Pages as source code
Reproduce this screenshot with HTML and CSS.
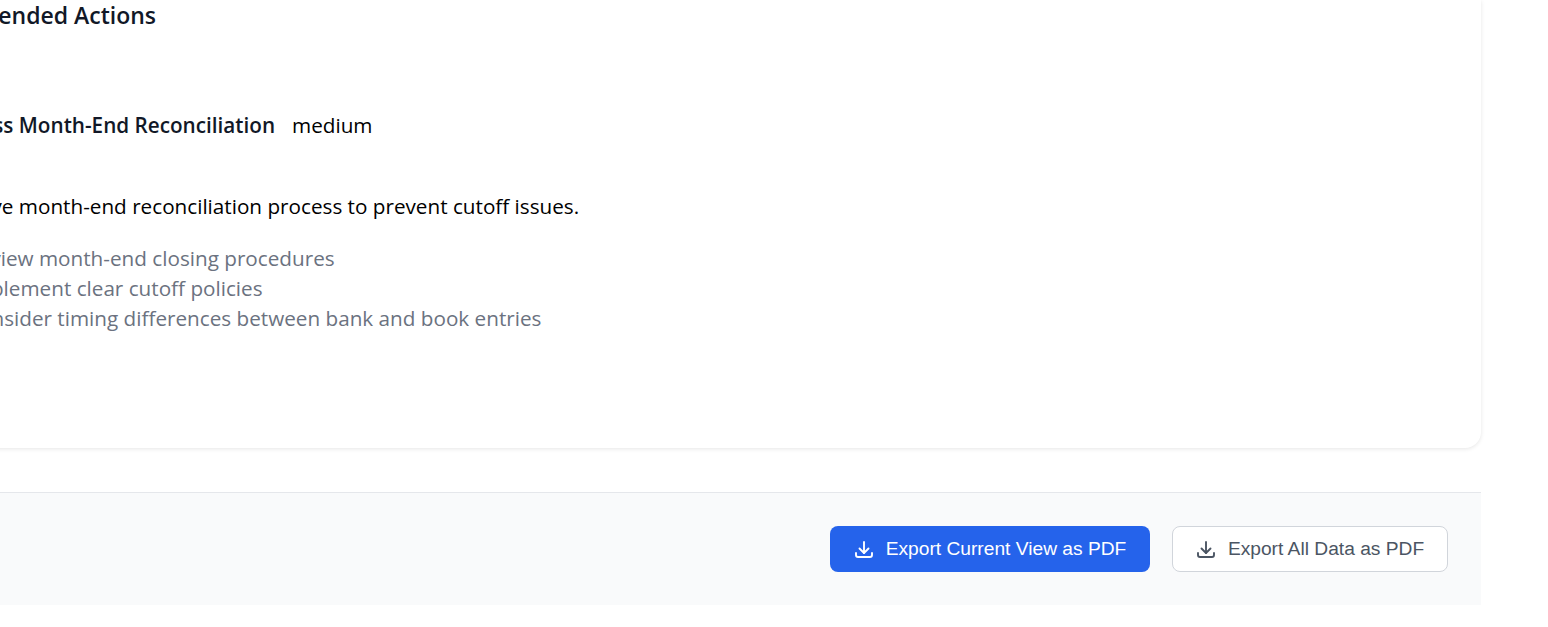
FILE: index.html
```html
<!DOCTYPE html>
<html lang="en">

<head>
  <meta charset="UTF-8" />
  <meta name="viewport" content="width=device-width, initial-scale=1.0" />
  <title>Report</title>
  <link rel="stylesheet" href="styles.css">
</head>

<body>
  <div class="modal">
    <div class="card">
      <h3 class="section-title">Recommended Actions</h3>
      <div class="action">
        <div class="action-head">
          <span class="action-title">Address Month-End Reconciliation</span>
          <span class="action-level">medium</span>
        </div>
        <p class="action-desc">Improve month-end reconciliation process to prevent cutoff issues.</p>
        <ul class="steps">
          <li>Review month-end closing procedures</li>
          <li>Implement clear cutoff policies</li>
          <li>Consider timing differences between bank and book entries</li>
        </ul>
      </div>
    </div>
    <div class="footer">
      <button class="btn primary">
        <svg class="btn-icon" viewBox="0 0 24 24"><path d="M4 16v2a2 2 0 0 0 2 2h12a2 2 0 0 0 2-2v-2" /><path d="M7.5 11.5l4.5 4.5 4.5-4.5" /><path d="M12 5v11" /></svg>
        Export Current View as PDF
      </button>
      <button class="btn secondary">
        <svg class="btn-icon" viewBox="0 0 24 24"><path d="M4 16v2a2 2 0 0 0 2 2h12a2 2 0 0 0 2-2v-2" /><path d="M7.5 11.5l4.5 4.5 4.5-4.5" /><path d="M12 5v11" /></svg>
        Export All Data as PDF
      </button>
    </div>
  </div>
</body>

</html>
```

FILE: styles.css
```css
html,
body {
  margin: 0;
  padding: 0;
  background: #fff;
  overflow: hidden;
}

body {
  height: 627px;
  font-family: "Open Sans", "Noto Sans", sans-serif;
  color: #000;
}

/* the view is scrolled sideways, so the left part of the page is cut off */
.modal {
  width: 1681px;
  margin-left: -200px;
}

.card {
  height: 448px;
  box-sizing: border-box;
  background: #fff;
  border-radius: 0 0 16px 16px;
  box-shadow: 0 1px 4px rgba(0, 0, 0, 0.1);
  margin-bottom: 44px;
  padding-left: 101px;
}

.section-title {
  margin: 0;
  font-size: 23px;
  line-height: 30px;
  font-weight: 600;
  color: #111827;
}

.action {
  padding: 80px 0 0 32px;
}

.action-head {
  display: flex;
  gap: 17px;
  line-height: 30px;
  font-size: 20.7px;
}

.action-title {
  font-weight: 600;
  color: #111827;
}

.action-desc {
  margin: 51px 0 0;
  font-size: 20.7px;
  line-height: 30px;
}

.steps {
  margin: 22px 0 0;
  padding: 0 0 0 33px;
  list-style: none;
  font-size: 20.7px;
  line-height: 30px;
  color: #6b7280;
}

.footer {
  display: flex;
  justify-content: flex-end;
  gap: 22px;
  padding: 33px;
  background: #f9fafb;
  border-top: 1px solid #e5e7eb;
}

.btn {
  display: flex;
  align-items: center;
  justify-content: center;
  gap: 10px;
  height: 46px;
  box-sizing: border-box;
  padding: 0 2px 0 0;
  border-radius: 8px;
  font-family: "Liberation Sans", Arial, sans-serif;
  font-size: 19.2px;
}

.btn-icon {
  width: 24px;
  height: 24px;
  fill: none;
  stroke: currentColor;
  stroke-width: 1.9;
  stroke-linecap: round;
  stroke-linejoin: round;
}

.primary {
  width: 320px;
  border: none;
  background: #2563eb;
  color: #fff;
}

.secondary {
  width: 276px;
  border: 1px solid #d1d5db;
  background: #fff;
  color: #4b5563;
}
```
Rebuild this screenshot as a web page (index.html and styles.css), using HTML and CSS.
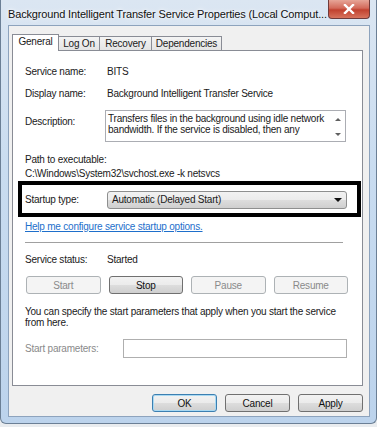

**The request**
Show every line from the entries above in which the word "screenshot" appears.

**Result of the task**
Reproduce this screenshot with HTML and CSS.
Rebuild this screenshot as a web page (index.html and styles.css), using HTML and CSS.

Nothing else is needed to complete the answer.